### [Set exercise]
Write the data out again, exactly as given.

>> BEGIN Data records

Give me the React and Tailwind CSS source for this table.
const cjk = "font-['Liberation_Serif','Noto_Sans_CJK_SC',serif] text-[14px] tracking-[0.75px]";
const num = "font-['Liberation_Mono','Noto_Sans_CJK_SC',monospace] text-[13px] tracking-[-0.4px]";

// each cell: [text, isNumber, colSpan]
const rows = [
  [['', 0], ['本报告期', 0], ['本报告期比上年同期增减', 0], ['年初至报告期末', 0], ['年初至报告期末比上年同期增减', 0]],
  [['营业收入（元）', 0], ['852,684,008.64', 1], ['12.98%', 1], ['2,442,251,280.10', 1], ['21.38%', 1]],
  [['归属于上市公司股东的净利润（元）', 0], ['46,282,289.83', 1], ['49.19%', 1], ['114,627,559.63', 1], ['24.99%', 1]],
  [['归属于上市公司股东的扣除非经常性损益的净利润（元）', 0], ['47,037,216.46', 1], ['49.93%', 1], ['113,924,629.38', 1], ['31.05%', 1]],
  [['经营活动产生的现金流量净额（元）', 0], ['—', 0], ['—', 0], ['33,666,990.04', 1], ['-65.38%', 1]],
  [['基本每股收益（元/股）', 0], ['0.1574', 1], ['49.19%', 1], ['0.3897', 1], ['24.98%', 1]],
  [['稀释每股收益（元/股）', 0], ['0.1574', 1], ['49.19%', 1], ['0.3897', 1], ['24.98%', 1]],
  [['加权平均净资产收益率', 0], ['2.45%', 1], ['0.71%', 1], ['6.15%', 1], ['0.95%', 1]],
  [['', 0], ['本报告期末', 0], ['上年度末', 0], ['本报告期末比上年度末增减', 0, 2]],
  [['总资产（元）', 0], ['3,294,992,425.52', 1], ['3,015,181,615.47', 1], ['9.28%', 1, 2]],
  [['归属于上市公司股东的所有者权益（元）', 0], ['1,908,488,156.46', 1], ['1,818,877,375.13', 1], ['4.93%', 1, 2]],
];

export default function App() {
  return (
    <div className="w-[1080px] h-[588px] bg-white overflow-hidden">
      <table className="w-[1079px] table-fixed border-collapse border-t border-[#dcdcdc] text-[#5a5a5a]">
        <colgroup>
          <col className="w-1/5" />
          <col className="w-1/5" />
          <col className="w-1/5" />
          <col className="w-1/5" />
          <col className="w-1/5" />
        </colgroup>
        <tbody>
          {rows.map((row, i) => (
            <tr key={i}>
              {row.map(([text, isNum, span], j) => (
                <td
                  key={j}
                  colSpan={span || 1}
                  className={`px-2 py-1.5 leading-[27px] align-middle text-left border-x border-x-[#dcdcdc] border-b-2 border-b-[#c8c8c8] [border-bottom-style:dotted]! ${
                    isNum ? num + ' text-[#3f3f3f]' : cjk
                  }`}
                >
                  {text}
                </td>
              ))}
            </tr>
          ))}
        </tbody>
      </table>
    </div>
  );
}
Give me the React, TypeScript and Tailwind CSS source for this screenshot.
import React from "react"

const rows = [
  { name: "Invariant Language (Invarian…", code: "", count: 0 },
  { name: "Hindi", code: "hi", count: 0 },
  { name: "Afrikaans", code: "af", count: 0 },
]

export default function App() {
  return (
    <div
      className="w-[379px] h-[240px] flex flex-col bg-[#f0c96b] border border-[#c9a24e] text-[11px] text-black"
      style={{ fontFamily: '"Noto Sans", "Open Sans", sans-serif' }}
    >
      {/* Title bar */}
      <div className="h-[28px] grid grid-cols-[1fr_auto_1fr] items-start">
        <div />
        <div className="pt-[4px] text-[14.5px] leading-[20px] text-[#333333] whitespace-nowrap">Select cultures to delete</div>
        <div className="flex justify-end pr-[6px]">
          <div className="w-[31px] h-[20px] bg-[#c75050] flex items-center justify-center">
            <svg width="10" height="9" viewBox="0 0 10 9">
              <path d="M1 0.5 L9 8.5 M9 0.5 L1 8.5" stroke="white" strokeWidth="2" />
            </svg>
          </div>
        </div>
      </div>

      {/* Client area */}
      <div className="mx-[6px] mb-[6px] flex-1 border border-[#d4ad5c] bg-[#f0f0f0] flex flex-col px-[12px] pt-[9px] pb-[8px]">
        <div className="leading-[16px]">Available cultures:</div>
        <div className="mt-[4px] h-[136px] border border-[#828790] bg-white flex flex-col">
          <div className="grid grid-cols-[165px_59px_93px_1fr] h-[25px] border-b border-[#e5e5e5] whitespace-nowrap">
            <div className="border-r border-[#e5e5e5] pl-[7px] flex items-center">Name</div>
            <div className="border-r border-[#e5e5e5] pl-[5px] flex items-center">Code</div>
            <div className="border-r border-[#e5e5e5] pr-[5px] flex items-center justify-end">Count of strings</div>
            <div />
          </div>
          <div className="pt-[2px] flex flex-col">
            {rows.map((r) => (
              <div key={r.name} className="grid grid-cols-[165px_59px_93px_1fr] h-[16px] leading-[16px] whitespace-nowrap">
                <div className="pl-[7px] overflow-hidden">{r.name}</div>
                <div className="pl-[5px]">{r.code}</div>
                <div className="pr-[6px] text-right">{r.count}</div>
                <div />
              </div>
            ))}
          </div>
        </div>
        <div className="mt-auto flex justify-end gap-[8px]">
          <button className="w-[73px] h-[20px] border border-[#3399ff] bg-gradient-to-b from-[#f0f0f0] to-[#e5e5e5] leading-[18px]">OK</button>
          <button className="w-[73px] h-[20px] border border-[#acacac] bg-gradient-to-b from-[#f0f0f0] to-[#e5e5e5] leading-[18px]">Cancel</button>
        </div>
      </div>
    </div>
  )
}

>> END Data records

### [Solution]
Give me the React and Tailwind CSS source for this table.
const cjk = "font-['Liberation_Serif','Noto_Sans_CJK_SC',serif] text-[14px] tracking-[0.75px]";
const num = "font-['Liberation_Mono','Noto_Sans_CJK_SC',monospace] text-[13px] tracking-[-0.4px]";

// each cell: [text, isNumber, colSpan]
const rows = [
  [['', 0], ['本报告期', 0], ['本报告期比上年同期增减', 0], ['年初至报告期末', 0], ['年初至报告期末比上年同期增减', 0]],
  [['营业收入（元）', 0], ['852,684,008.64', 1], ['12.98%', 1], ['2,442,251,280.10', 1], ['21.38%', 1]],
  [['归属于上市公司股东的净利润（元）', 0], ['46,282,289.83', 1], ['49.19%', 1], ['114,627,559.63', 1], ['24.99%', 1]],
  [['归属于上市公司股东的扣除非经常性损益的净利润（元）', 0], ['47,037,216.46', 1], ['49.93%', 1], ['113,924,629.38', 1], ['31.05%', 1]],
  [['经营活动产生的现金流量净额（元）', 0], ['—', 0], ['—', 0], ['33,666,990.04', 1], ['-65.38%', 1]],
  [['基本每股收益（元/股）', 0], ['0.1574', 1], ['49.19%', 1], ['0.3897', 1], ['24.98%', 1]],
  [['稀释每股收益（元/股）', 0], ['0.1574', 1], ['49.19%', 1], ['0.3897', 1], ['24.98%', 1]],
  [['加权平均净资产收益率', 0], ['2.45%', 1], ['0.71%', 1], ['6.15%', 1], ['0.95%', 1]],
  [['', 0], ['本报告期末', 0], ['上年度末', 0], ['本报告期末比上年度末增减', 0, 2]],
  [['总资产（元）', 0], ['3,294,992,425.52', 1], ['3,015,181,615.47', 1], ['9.28%', 1, 2]],
  [['归属于上市公司股东的所有者权益（元）', 0], ['1,908,488,156.46', 1], ['1,818,877,375.13', 1], ['4.93%', 1, 2]],
];

export default function App() {
  return (
    <div className="w-[1080px] h-[588px] bg-white overflow-hidden">
      <table className="w-[1079px] table-fixed border-collapse border-t border-[#dcdcdc] text-[#5a5a5a]">
        <colgroup>
          <col className="w-1/5" />
          <col className="w-1/5" />
          <col className="w-1/5" />
          <col className="w-1/5" />
          <col className="w-1/5" />
        </colgroup>
        <tbody>
          {rows.map((row, i) => (
            <tr key={i}>
              {row.map(([text, isNum, span], j) => (
                <td
                  key={j}
                  colSpan={span || 1}
                  className={`px-2 py-1.5 leading-[27px] align-middle text-left border-x border-x-[#dcdcdc] border-b-2 border-b-[#c8c8c8] [border-bottom-style:dotted]! ${
                    isNum ? num + ' text-[#3f3f3f]' : cjk
                  }`}
                >
                  {text}
                </td>
              ))}
            </tr>
          ))}
        </tbody>
      </table>
    </div>
  );
}
Give me the React, TypeScript and Tailwind CSS source for this screenshot.
import React from "react"

const rows = [
  { name: "Invariant Language (Invarian…", code: "", count: 0 },
  { name: "Hindi", code: "hi", count: 0 },
  { name: "Afrikaans", code: "af", count: 0 },
]

export default function App() {
  return (
    <div
      className="w-[379px] h-[240px] flex flex-col bg-[#f0c96b] border border-[#c9a24e] text-[11px] text-black"
      style={{ fontFamily: '"Noto Sans", "Open Sans", sans-serif' }}
    >
      {/* Title bar */}
      <div className="h-[28px] grid grid-cols-[1fr_auto_1fr] items-start">
        <div />
        <div className="pt-[4px] text-[14.5px] leading-[20px] text-[#333333] whitespace-nowrap">Select cultures to delete</div>
        <div className="flex justify-end pr-[6px]">
          <div className="w-[31px] h-[20px] bg-[#c75050] flex items-center justify-center">
            <svg width="10" height="9" viewBox="0 0 10 9">
              <path d="M1 0.5 L9 8.5 M9 0.5 L1 8.5" stroke="white" strokeWidth="2" />
            </svg>
          </div>
        </div>
      </div>

      {/* Client area */}
      <div className="mx-[6px] mb-[6px] flex-1 border border-[#d4ad5c] bg-[#f0f0f0] flex flex-col px-[12px] pt-[9px] pb-[8px]">
        <div className="leading-[16px]">Available cultures:</div>
        <div className="mt-[4px] h-[136px] border border-[#828790] bg-white flex flex-col">
          <div className="grid grid-cols-[165px_59px_93px_1fr] h-[25px] border-b border-[#e5e5e5] whitespace-nowrap">
            <div className="border-r border-[#e5e5e5] pl-[7px] flex items-center">Name</div>
            <div className="border-r border-[#e5e5e5] pl-[5px] flex items-center">Code</div>
            <div className="border-r border-[#e5e5e5] pr-[5px] flex items-center justify-end">Count of strings</div>
            <div />
          </div>
          <div className="pt-[2px] flex flex-col">
            {rows.map((r) => (
              <div key={r.name} className="grid grid-cols-[165px_59px_93px_1fr] h-[16px] leading-[16px] whitespace-nowrap">
                <div className="pl-[7px] overflow-hidden">{r.name}</div>
                <div className="pl-[5px]">{r.code}</div>
                <div className="pr-[6px] text-right">{r.count}</div>
                <div />
              </div>
            ))}
          </div>
        </div>
        <div className="mt-auto flex justify-end gap-[8px]">
          <button className="w-[73px] h-[20px] border border-[#3399ff] bg-gradient-to-b from-[#f0f0f0] to-[#e5e5e5] leading-[18px]">OK</button>
          <button className="w-[73px] h-[20px] border border-[#acacac] bg-gradient-to-b from-[#f0f0f0] to-[#e5e5e5] leading-[18px]">Cancel</button>
        </div>
      </div>
    </div>
  )
}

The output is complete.